Supplied material:
- - -

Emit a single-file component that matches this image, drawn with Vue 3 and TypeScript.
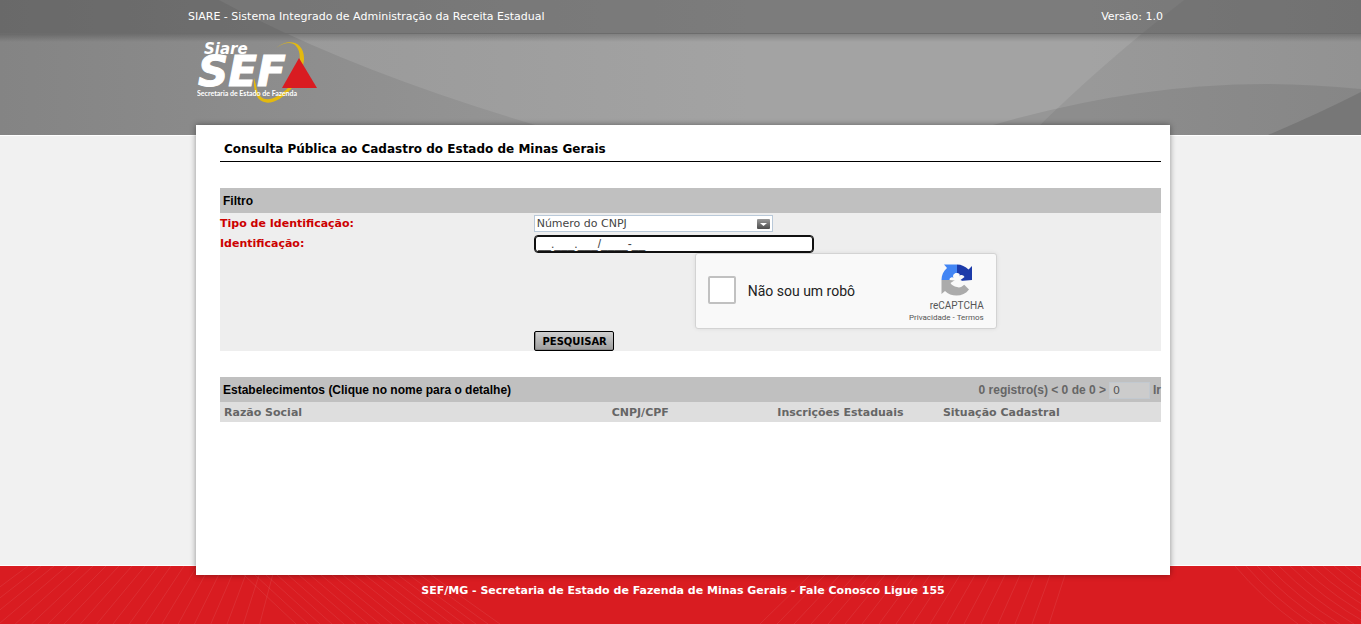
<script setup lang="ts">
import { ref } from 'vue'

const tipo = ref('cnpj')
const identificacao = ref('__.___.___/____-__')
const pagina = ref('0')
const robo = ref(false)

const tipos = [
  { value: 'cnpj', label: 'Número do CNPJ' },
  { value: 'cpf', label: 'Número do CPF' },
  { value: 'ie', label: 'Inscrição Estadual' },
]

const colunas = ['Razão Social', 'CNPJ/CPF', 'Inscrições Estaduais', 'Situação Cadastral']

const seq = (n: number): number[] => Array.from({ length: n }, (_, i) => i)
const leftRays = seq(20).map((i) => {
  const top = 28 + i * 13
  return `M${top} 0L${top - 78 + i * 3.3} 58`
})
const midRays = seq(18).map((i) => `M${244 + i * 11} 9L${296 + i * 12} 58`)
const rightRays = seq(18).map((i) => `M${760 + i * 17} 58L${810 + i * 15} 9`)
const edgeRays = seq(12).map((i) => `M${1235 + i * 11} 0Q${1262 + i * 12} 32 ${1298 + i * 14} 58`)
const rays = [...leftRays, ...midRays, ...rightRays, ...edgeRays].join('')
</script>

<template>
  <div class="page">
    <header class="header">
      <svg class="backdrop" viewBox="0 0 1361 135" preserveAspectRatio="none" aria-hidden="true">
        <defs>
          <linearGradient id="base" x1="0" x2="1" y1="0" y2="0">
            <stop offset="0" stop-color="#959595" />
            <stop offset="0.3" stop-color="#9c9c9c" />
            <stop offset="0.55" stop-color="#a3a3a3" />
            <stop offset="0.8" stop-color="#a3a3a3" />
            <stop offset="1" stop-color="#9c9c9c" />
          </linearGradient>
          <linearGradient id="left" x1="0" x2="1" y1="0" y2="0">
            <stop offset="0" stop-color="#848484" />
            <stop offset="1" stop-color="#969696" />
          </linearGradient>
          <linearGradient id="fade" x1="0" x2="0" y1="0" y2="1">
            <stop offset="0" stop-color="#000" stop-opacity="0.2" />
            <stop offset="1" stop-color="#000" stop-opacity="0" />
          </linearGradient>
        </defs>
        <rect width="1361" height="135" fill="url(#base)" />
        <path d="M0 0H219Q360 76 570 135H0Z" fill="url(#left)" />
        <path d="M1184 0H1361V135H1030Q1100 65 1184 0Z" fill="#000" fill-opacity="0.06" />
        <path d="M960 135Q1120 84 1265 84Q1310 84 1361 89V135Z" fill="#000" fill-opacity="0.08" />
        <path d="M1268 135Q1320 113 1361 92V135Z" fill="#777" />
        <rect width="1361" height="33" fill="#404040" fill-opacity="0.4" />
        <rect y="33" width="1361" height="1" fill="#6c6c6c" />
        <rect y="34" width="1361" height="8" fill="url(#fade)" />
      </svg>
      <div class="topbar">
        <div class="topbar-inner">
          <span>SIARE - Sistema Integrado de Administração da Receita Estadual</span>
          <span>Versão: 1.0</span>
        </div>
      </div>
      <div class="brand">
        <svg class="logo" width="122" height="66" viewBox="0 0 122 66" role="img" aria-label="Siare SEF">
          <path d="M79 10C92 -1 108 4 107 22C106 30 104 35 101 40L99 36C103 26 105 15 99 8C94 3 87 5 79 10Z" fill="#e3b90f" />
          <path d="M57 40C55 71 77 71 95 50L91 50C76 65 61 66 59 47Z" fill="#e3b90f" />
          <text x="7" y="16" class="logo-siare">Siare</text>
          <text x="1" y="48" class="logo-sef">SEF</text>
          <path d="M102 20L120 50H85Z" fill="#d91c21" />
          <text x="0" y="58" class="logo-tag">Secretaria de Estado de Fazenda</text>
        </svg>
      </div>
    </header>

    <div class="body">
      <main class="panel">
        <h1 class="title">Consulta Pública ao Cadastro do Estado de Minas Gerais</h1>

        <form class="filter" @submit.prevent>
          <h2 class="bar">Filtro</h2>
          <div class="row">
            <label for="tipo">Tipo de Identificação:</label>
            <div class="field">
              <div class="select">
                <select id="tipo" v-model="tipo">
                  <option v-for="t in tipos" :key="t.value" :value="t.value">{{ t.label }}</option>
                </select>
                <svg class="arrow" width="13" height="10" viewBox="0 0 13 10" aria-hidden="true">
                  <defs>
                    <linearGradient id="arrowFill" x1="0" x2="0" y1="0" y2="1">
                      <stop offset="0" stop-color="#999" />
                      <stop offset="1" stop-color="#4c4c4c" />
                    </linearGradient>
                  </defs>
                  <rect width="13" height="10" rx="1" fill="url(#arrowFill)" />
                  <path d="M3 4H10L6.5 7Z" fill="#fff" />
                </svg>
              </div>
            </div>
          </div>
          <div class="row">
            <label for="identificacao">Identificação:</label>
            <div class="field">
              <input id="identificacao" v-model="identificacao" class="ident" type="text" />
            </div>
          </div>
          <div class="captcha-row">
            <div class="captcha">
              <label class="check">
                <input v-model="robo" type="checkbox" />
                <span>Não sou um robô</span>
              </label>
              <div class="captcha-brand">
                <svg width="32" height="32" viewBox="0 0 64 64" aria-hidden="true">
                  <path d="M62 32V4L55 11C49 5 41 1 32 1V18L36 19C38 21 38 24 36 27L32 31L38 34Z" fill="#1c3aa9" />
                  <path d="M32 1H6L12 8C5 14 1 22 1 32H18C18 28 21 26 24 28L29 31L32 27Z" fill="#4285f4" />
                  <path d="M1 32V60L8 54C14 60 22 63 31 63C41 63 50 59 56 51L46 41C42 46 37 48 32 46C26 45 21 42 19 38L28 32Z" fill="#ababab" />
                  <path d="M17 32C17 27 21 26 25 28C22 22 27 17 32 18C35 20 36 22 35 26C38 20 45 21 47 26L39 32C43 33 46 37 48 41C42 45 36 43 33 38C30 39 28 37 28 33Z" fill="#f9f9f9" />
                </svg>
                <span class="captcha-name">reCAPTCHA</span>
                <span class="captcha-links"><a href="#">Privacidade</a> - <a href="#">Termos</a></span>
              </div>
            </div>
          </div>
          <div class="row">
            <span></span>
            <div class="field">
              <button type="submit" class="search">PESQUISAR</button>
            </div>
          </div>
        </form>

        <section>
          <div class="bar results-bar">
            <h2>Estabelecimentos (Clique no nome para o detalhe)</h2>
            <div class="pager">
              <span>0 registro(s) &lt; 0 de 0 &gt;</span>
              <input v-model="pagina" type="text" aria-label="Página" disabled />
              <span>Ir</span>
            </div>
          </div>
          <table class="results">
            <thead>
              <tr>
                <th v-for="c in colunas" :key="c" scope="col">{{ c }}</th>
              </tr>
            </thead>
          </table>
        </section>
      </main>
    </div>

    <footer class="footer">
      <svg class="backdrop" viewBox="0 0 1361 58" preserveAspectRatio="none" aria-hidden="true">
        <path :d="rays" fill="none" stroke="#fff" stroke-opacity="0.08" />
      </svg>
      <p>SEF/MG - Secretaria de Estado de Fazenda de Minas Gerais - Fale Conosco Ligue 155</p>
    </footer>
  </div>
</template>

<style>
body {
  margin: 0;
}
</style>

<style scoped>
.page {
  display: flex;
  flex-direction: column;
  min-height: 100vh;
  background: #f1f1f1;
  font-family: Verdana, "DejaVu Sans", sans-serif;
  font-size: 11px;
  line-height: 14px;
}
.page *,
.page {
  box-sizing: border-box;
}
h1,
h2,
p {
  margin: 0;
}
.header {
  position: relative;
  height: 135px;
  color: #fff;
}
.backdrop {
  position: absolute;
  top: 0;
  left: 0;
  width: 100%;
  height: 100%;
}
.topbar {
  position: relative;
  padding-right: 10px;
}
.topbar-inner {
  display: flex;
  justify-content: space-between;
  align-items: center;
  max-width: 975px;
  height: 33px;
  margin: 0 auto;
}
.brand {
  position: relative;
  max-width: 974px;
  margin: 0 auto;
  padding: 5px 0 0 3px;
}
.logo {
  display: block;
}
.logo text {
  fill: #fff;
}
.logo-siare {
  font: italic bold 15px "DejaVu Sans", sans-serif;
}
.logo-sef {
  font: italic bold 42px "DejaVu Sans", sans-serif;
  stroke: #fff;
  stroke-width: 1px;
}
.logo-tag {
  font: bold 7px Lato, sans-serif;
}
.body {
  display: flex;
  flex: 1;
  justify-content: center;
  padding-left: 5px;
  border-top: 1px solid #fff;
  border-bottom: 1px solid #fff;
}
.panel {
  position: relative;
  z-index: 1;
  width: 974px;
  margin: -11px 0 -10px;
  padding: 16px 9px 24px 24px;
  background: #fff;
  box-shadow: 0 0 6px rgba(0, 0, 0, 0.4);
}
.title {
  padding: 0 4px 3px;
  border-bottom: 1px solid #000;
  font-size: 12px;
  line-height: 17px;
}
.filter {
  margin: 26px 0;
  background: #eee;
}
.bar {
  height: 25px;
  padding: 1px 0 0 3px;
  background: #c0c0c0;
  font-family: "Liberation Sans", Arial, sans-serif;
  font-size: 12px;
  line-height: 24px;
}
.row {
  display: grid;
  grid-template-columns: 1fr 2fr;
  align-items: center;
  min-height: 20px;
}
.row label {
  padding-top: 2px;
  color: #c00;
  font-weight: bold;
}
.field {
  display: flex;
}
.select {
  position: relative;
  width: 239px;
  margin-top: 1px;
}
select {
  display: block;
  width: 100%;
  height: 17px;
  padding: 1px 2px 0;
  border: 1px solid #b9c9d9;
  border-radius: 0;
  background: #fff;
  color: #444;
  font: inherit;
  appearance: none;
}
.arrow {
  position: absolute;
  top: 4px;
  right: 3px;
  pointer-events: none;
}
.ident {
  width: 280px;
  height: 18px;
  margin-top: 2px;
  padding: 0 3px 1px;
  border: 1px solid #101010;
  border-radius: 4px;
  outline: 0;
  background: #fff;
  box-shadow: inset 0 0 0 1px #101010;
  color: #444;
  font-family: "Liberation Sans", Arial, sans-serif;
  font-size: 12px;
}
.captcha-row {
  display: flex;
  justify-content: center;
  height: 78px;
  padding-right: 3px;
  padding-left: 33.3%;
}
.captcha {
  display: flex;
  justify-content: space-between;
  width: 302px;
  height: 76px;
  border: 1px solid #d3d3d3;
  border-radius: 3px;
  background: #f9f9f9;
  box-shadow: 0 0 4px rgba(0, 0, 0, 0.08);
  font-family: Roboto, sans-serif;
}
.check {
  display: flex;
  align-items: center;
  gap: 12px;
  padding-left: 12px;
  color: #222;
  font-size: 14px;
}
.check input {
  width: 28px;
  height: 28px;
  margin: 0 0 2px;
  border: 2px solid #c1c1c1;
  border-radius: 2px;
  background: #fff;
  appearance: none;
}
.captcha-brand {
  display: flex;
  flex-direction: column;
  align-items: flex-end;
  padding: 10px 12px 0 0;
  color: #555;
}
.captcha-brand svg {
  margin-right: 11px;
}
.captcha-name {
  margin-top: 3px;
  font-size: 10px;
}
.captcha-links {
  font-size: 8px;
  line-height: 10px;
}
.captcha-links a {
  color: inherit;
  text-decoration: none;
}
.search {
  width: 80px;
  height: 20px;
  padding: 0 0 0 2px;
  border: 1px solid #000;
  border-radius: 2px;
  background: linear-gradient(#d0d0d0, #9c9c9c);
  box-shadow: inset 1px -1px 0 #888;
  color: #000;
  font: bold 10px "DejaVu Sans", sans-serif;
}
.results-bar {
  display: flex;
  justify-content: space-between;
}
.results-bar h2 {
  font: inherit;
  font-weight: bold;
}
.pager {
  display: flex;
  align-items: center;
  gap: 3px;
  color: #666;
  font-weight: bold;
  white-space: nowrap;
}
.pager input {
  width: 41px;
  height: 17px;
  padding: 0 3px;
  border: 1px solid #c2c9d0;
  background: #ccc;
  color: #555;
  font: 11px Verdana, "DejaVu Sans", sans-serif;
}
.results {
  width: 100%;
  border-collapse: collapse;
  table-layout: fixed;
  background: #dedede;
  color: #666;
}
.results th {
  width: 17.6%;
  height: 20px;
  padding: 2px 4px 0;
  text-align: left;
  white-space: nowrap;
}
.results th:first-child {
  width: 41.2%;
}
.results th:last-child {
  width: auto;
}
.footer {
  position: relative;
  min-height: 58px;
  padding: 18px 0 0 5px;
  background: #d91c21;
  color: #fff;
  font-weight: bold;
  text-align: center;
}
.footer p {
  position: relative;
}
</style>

- - -

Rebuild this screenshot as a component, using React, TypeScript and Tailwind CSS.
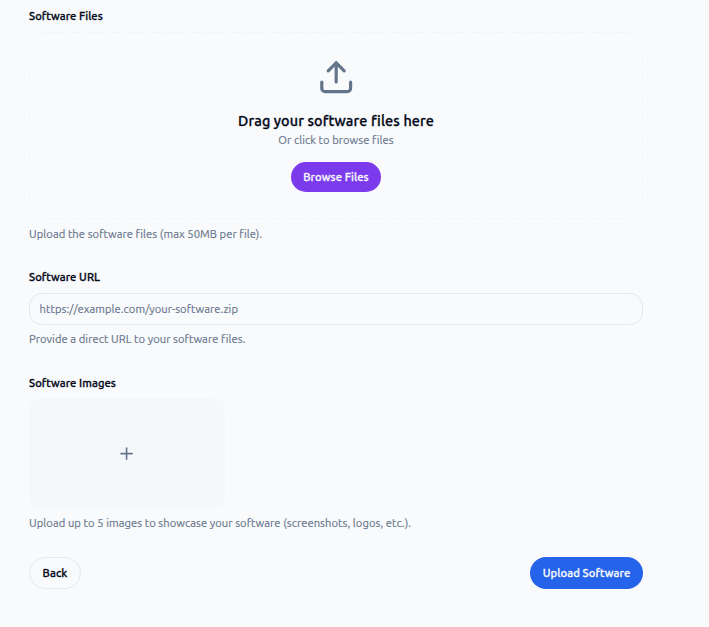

- - -

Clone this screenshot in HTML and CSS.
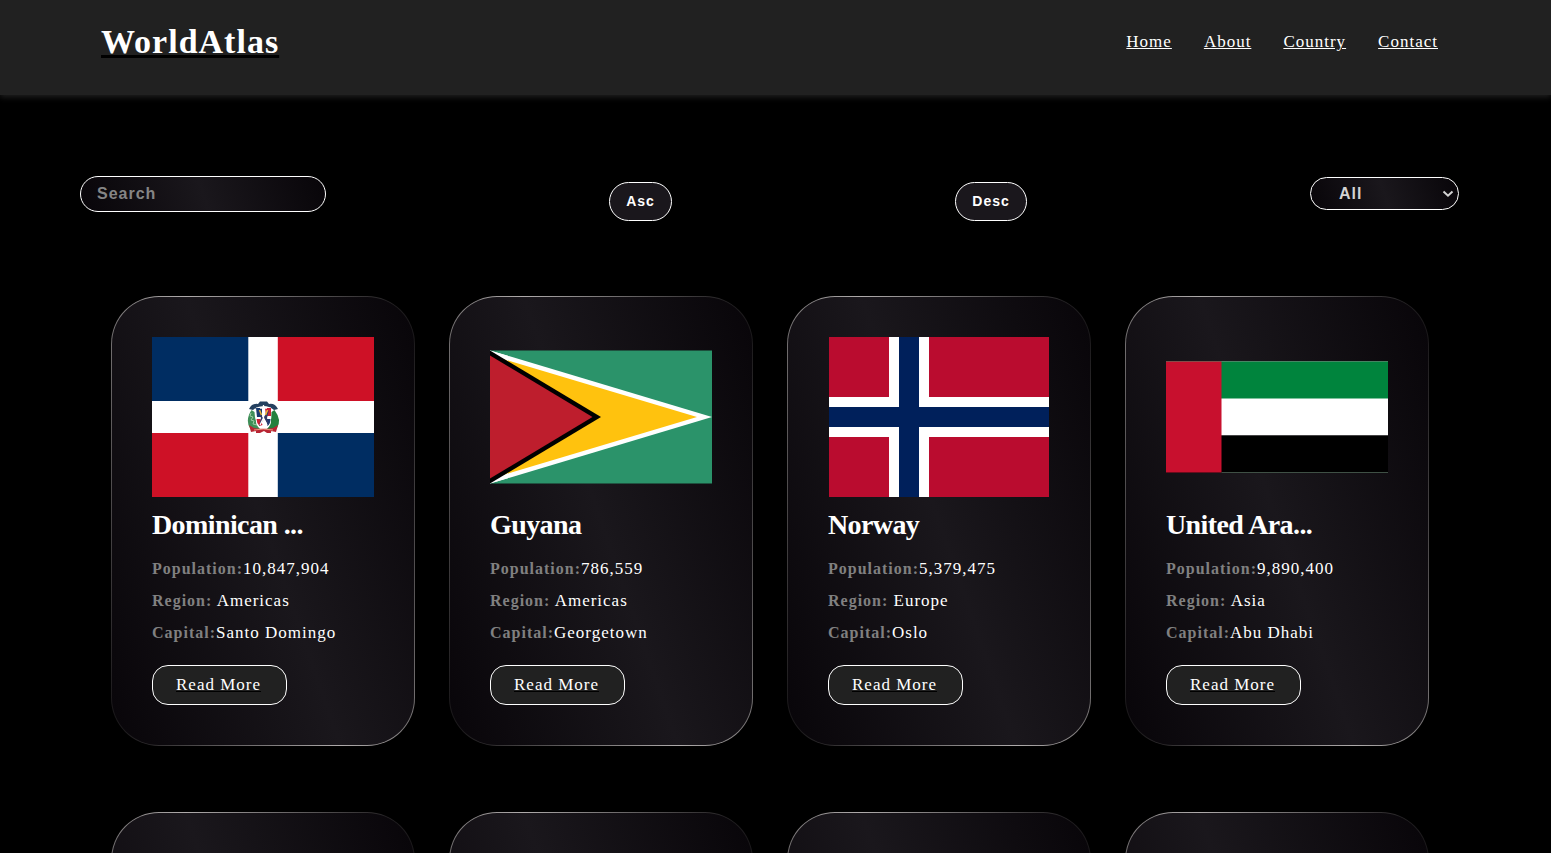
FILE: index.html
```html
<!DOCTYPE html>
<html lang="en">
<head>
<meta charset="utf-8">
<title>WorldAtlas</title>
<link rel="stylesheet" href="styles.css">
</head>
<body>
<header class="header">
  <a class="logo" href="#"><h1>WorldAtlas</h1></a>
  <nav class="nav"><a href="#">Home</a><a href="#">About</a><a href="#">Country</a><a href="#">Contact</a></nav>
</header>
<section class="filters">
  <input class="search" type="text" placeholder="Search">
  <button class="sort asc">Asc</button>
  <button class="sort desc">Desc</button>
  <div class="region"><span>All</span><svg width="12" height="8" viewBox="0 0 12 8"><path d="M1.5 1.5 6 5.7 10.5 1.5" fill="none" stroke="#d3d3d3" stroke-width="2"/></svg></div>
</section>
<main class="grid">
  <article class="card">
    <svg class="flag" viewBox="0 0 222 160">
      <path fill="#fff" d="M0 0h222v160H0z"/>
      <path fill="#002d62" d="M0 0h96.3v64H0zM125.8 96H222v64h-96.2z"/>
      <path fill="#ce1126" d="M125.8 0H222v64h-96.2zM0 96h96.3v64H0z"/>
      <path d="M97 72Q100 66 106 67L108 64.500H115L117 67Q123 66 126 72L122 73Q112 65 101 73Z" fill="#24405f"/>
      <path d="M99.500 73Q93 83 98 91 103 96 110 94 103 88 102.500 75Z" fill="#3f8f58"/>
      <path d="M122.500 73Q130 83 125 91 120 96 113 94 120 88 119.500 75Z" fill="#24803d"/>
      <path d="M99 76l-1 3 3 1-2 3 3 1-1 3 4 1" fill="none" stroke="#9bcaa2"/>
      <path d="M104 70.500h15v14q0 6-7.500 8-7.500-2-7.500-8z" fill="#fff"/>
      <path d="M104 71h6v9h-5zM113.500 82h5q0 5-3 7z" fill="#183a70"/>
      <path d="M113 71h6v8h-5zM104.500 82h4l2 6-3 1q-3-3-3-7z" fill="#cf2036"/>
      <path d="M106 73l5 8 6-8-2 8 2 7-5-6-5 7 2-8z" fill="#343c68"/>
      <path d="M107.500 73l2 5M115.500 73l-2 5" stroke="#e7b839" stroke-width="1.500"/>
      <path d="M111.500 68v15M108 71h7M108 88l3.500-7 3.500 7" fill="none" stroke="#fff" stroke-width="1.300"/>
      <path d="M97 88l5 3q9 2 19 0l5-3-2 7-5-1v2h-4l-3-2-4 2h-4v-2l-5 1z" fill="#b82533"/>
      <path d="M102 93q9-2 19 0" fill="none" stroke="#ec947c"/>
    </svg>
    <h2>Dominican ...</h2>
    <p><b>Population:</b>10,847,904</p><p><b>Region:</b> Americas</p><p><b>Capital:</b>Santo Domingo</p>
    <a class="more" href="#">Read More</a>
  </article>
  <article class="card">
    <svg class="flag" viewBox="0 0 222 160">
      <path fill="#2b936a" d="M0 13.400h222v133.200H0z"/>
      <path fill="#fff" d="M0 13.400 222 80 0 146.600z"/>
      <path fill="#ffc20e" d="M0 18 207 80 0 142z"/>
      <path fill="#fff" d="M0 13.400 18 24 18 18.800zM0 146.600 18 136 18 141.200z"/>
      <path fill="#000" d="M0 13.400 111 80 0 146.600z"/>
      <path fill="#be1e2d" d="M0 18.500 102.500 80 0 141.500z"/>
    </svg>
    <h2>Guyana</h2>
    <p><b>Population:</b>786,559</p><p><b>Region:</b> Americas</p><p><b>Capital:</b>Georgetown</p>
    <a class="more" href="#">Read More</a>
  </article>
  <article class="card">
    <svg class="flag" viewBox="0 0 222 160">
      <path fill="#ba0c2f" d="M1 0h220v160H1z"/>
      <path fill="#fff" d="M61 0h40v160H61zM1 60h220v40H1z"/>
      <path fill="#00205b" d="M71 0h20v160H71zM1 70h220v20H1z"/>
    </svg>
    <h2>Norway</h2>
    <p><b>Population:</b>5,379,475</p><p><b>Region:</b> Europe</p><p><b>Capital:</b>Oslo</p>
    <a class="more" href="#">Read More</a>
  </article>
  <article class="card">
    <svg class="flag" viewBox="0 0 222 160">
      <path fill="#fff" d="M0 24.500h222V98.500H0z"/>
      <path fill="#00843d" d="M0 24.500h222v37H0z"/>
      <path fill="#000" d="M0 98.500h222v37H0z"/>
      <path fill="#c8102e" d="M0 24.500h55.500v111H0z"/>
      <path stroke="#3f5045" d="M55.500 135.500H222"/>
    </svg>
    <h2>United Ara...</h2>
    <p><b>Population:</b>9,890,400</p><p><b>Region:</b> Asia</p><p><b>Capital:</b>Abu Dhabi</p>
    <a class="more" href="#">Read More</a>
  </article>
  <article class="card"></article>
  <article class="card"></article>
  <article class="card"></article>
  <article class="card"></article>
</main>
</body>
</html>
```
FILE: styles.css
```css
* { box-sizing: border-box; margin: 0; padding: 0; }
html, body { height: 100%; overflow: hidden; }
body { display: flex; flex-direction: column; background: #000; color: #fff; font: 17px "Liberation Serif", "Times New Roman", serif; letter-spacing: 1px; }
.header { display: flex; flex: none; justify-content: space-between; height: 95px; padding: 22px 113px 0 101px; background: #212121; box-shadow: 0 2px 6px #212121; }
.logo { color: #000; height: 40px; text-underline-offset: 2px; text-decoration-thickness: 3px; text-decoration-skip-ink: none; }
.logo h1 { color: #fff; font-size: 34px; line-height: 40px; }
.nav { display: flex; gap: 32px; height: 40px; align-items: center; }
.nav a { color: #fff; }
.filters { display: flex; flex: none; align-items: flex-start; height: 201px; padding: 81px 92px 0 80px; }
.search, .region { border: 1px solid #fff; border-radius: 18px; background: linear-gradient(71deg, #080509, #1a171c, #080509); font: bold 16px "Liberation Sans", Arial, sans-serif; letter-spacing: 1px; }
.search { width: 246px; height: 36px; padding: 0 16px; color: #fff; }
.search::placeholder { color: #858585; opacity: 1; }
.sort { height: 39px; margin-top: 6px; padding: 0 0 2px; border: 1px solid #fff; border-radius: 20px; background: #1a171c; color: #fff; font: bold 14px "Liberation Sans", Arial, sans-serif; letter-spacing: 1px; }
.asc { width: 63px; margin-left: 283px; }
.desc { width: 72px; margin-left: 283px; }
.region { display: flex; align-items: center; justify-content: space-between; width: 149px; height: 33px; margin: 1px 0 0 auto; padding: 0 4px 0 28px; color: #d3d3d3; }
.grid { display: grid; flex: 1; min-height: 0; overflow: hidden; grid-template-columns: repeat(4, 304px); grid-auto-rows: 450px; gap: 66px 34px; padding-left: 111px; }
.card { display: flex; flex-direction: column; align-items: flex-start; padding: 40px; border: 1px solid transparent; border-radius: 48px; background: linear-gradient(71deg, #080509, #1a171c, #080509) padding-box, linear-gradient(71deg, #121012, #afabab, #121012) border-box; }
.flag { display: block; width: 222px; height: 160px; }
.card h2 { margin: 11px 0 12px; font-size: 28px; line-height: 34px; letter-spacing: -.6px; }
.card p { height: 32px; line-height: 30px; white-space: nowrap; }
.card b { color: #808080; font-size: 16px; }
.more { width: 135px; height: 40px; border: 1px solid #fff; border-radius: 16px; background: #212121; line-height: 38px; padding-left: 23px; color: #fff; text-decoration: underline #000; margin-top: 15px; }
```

- - -

Given task: Set down the lines running from the one with "Emit a single-file" through the one with "const colunas = ['Razão", both ends kept, exactly and with no pictures.

The solution:
Emit a single-file component that matches this image, drawn with Vue 3 and TypeScript.
<script setup lang="ts">
import { ref } from 'vue'

const tipo = ref('cnpj')
const identificacao = ref('__.___.___/____-__')
const pagina = ref('0')
const robo = ref(false)

const tipos = [
  { value: 'cnpj', label: 'Número do CNPJ' },
  { value: 'cpf', label: 'Número do CPF' },
  { value: 'ie', label: 'Inscrição Estadual' },
]

const colunas = ['Razão Social', 'CNPJ/CPF', 'Inscrições Estaduais', 'Situação Cadastral']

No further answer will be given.